Selama 1 tahun dakwah Persyarikatan dan peribadatan dilakukan di rumah yang berukuran 10 x 10 meter itu. Termasuk shalat Jumat dan shalat Ied. Sungguh miris dan menyedihkan. Tapi bersyukur warga Muhammadiyah tetap teguh dan sabar.
(Baca juga: Kisah Pak AR Ajari Mahasiswa Cara Hadapi Kristenisasi dengan Jurus Cerdas)
Satu setengah tahun kemudian, tepatnya Agustus 1994, PRM Pule berhasil membangun masjid dengan ukuran sedikit lebih luas, yaitu 6 x 10 M. Masjid yang dinamai Al Ikhlas ini didirikan di atas wakaf dari Keluarga Wajib, Ketua PRM periode 2010-2015. Lokasi masjid baru ini, 100 meter dari masjid yang dirobohkan.
Semakin hari, Masjid Al Ikhlas semakian dipenuhi jamaah. Bahkan kini tidak muat lagi oleh 40 jamaah yang aktif beribadah di dalamnya. Semua itu tak lepas dari ketangguhan Wajib sebagai Ketua PRM. Ketekunan berdakwah yang dilakukan antara tahun 1994-2016 membuahkan hasil: beberapa tetangga masjid kini sudah menjadi jamaah tetap.

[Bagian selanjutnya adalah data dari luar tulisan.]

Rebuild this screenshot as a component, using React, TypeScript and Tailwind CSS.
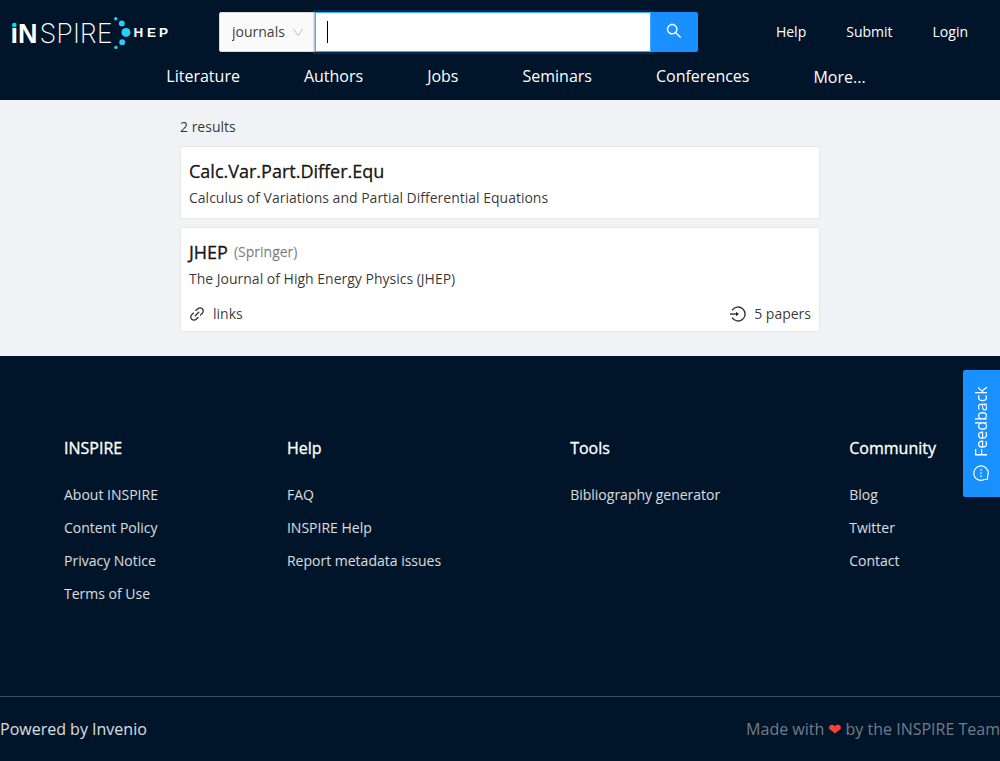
import React from "react";

const topLinks = ["Help", "Submit", "Login"];
const collections = ["Literature", "Authors", "Jobs", "Seminars", "Conferences"];
const footerColumns = [
  { title: "INSPIRE", links: ["About INSPIRE", "Content Policy", "Privacy Notice", "Terms of Use"] },
  { title: "Help", links: ["FAQ", "INSPIRE Help", "Report metadata issues"] },
  { title: "Tools", links: ["Bibliography generator"] },
  { title: "Community", links: ["Blog", "Twitter", "Contact"] },
];

function Logo() {
  return (
    <svg width="164" height="40" viewBox="-4 0 164 40" className="block" role="img" aria-label="iNSPIRE HEP">
      <g fill="#ffffff">
        <text y="30.5" fontSize="27" fontWeight="700" fontFamily="Liberation Sans, Arial, sans-serif">
          <tspan x="-1.5">ı</tspan>
          <tspan x="6">N</tspan>
        </text>
        <text x="27.5" y="30.5" fontSize="27" fontWeight="250" fontFamily="Inter, sans-serif">
          SPIRE
        </text>
        <text x="121.5 135 147" y="25" fontSize="13.5" fontWeight="700" fontFamily="Liberation Sans, Arial, sans-serif">
          HEP
        </text>
      </g>
      <g fill="#27cfff">
        <circle cx="2.3" cy="13" r="2.3" fill="#00e0f0" />
        <circle cx="103.8" cy="6.8" r="1.7" />
        <circle cx="109.8" cy="11.4" r="2.9" />
        <circle cx="114" cy="20.4" r="4.5" />
        <circle cx="110.2" cy="30.2" r="2.9" />
        <circle cx="103.9" cy="35.4" r="1.7" />
      </g>
    </svg>
  );
}

function SearchIcon() {
  return (
    <svg width="16" height="16" viewBox="64 64 896 896" fill="currentColor" aria-hidden="true">
      <path d="M909.6 854.5L649.9 594.8C690.2 542.7 712 479 712 412c0-80.2-31.3-155.4-87.9-212.1-56.6-56.7-132-87.9-212.1-87.9s-155.5 31.3-212.1 87.9C143.2 256.5 112 331.8 112 412c0 80.1 31.3 155.5 87.9 212.1C256.5 680.8 331.8 712 412 712c67 0 130.6-21.8 182.7-62l259.7 259.6a8.2 8.2 0 0 0 11.6 0l43.6-43.5a8.2 8.2 0 0 0 0-11.6zM570.4 570.4C528 612.7 471.8 636 412 636s-116-23.3-158.4-65.6C211.3 528 188 471.8 188 412s23.3-116.1 65.6-158.4C296 211.3 352.2 188 412 188s116.1 23.2 158.4 65.6S636 352.2 636 412s-23.3 116.1-65.6 158.4z" />
    </svg>
  );
}

function LinkIcon() {
  return (
    <svg width="16" height="16" viewBox="64 64 896 896" fill="currentColor" aria-hidden="true">
      <path d="M574 665.400a8.030 8.030 0 0 0-11.300 0L446.500 781.600c-53.800 53.800-144.600 59.500-204 0-59.500-59.500-53.800-150.200 0-204l116.200-116.200c3.100-3.100 3.100-8.200 0-11.300l-39.800-39.800a8.030 8.030 0 0 0-11.300 0L191.400 526.500c-84.600 84.600-84.600 221.500 0 306s221.500 84.600 306 0l116.200-116.200c3.100-3.100 3.100-8.200 0-11.300L574 665.400zm258.600-474c-84.600-84.600-221.500-84.600-306 0L410.300 307.600a8.030 8.030 0 0 0 0 11.300l39.700 39.700c3.100 3.100 8.200 3.100 11.300 0l116.200-116.200c53.800-53.800 144.600-59.500 204 0 59.500 59.500 53.800 150.200 0 204L665.300 562.600a8.030 8.030 0 0 0 0 11.300l39.800 39.800c3.100 3.100 8.200 3.100 11.300 0l116.200-116.200c84.500-84.600 84.500-221.500 0-306.100zM610.100 372.300a8.030 8.030 0 0 0-11.300 0L372.300 598.700a8.030 8.030 0 0 0 0 11.300l39.600 39.600c3.100 3.100 8.200 3.100 11.300 0l226.400-226.400c3.100-3.100 3.100-8.200 0-11.300l-39.500-39.600z" />
    </svg>
  );
}

function PapersIcon() {
  return (
    <svg width="16" height="16" viewBox="0 0 16 16" fill="none" stroke="currentColor" strokeWidth="1.4" aria-hidden="true">
      <path d="M2.1 4.400A7 7 0 1 1 2.100 11.600" />
      <path d="M0 8H7" />
      <path d="M6 5.800L9 8L6 10.200Z" fill="currentColor" stroke="none" />
    </svg>
  );
}

function MessageIcon() {
  return (
    <svg
      width="16"
      height="16"
      viewBox="0 0 16 16"
      fill="none"
      stroke="currentColor"
      strokeWidth="1.2"
      className="rotate-90"
      aria-hidden="true"
    >
      <path d="M8 .8A7.200 7.200 0 0 0 1.500 11.200V13.700Q1.500 14.500 2.300 14.500H4.800A7.200 7.200 0 1 0 8 .8Z" />
      <g fill="currentColor" stroke="none">
        <circle cx="4.900" cy="8" r=".8" />
        <circle cx="8" cy="8" r=".8" />
        <circle cx="11.100" cy="8" r=".8" />
      </g>
    </svg>
  );
}

export default function App() {
  return (
    <div className="flex min-h-screen flex-col bg-[#001529] font-['Open_Sans','Noto_Sans',sans-serif] text-sm text-black/80">
      <header className="bg-[#001529] pb-3 pt-3 text-white">
        <div className="flex h-10 items-center pl-2 pr-8">
          <a href="#" className="mr-[47px] shrink-0">
            <Logo />
          </a>
          <form className="flex h-10 min-w-0 flex-1" onSubmit={(e) => e.preventDefault()}>
            <div className="relative w-24 shrink-0">
              <select
                aria-label="Collection"
                defaultValue="journals"
                className="h-10 w-full appearance-none rounded-l-[2px] border border-[#d9d9d9] bg-[#fafafa] pl-3 text-sm text-[#404040] outline-none"
              >
                <option>journals</option>
                <option>literature</option>
                <option>authors</option>
              </select>
              <svg
                className="pointer-events-none absolute right-3 top-4 text-[#bfbfbf]"
                width="10"
                height="10"
                viewBox="0 0 10 10"
                fill="none"
                stroke="currentColor"
                aria-hidden="true"
              >
                <path d="M.4 .8L5 7.600L9.600 .8" />
              </svg>
            </div>
            <div className="z-10 flex min-w-0 flex-1 items-center border border-[#40a9ff] bg-white px-[11px] text-[#262626] shadow-[0_0_0_2px_rgba(24,144,255,0.2)]">
              <span className="h-[22px] w-px shrink-0 bg-black" />
              <input type="text" aria-label="Search" className="h-full w-full min-w-0 bg-transparent text-base caret-transparent outline-none" />
            </div>
            <button type="submit" aria-label="Submit search" className="z-20 flex w-[47px] items-center justify-center rounded-r-[2px] bg-[#1890ff] pb-0.5">
              <SearchIcon />
            </button>
          </form>
          <nav aria-label="Account" className="ml-[78px] flex shrink-0 gap-10">
            {topLinks.map((l) => (
              <a key={l} href="#">
                {l}
              </a>
            ))}
          </nav>
        </div>
        <nav aria-label="Collections" className="mt-3 flex h-6 items-center justify-center gap-16 pl-8 text-base">
          {collections.map((l) => (
            <a key={l} href="#">
              {l}
            </a>
          ))}
          <button type="button" className="pt-0.5">
            More...
          </button>
        </nav>
      </header>

      <main className="bg-[#f0f2f5] px-4 pb-6 pt-4">
        <div className="mx-auto flex max-w-[640px] flex-col">
          <p className="mb-2 leading-[22px]">2 results</p>
          <article className="mb-2 rounded-[2px] border border-[#e8e8e8] bg-white px-2 pb-[9px] pt-2.5">
            <h2 className="text-lg font-medium leading-7 text-black/90 [-webkit-text-stroke:0.02em]">
              <a href="#">Calc.Var.Part.Differ.Equ</a>
            </h2>
            <p className="mt-0.5 leading-[22px]">Calculus of Variations and Partial Differential Equations</p>
          </article>
          <article className="rounded-[2px] border border-[#e8e8e8] bg-white px-2 pb-1.5 pt-2.5">
            <div className="flex items-center">
              <h2 className="text-lg font-medium leading-7 text-black/90 [-webkit-text-stroke:0.02em]">
                <a href="#">JHEP</a>
              </h2>
              <span className="ml-1.5 font-medium text-black/45 [-webkit-text-stroke:0.02em]">(Springer)</span>
            </div>
            <p className="mt-0.5 leading-[22px]">The Journal of High Energy Physics (JHEP)</p>
            <div className="mt-[13px] flex justify-between leading-[22px]">
              <a href="#" className="flex items-center gap-2">
                <LinkIcon />
                links
              </a>
              <a href="#" className="flex items-center gap-2">
                <PapersIcon />
                5 papers
              </a>
            </div>
          </article>
        </div>
      </main>

      <footer className="text-white/85">
        <div className="flex justify-between px-16 pb-[91px] pt-20">
          {footerColumns.map((c) => (
            <section key={c.title}>
              <h2 className="mb-6 text-base font-medium leading-6 text-white [-webkit-text-stroke:0.02em]">{c.title}</h2>
              <ul className="flex flex-col gap-[11px] leading-[22px]">
                {c.links.map((l) => (
                  <li key={l}>
                    <a href="#">{l}</a>
                  </li>
                ))}
              </ul>
            </section>
          ))}
        </div>
        <div className="flex justify-between border-t border-[#404f5e] pb-5 pt-5 text-base leading-6">
          <a href="#">Powered by Invenio</a>
          <span className="text-white/45">
            Made with <span className="text-[#ff4035]">❤</span> by the INSPIRE Team
          </span>
        </div>
      </footer>

      <button
        type="button"
        className="fixed right-0 top-[370px] z-30 flex h-[127px] w-[37px] rotate-180 items-center justify-start gap-2 rounded-r-[2px] bg-[#1890ff] pb-4 pt-4 text-base text-white [writing-mode:vertical-rl]"
      >
        <MessageIcon />
        Feedback
      </button>
    </div>
  );
}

(Baca juga: Bagaimana Anak Cucu KHA Dahlan sampai Tinggal di Thailand dan Dituduh Ahmadiyah? Ini Kisah Cicitnya, Diah Purnamasari)
Bukan itu saja. Sejak tahun 2014 juga berdiri Taman Pendidkan Alquran (TPA) dengan 10-15 santri dari keluarga jamaah. Sebenarnya ada beberapa anak lain yang tertarik ngaji, tapi diultimatum oleh orang agar tidak ngaji di TPA Masjid Al Ikhlas.
Awal Maret 2016, PRM Pule mendapat kepercayaan berupa wakaf tanah berukuran 18 x 27 M dari dua orang simpatisan Muhammadiyah warga pendatang. Pada tanah yang berlokasi di tepi jalan raya poros itu, rencananya akan dibangun masjid baru dan TPA. Sebuah pertolongan dan anugerah dari Allah, sekarang tanah wakaf tersebut sudah dalam proses persertifikatan.
Semua itu tak lepas dari strategi dakwah yang dilakukan oleh Wajib. Ia dikenal gemar bersilaturrahim, meski kepada org yang membencinya, termasuk kapada orang dan keluarga yang dulu ikut merobohkan masjid.
(Baca juga: Memberi Tak Harap Kembali: Kisah Nyata Ketika Din Syamsuddin Bertemu Seorang Ibu di Pesawat)
Wajib juga teguh dalam prinsip dan pemberani utuk membela kebenaran. “Kita berani bukan karena banyaknya anggota. Tapi karena kebenaran yang kita perjuangkan,” katanya.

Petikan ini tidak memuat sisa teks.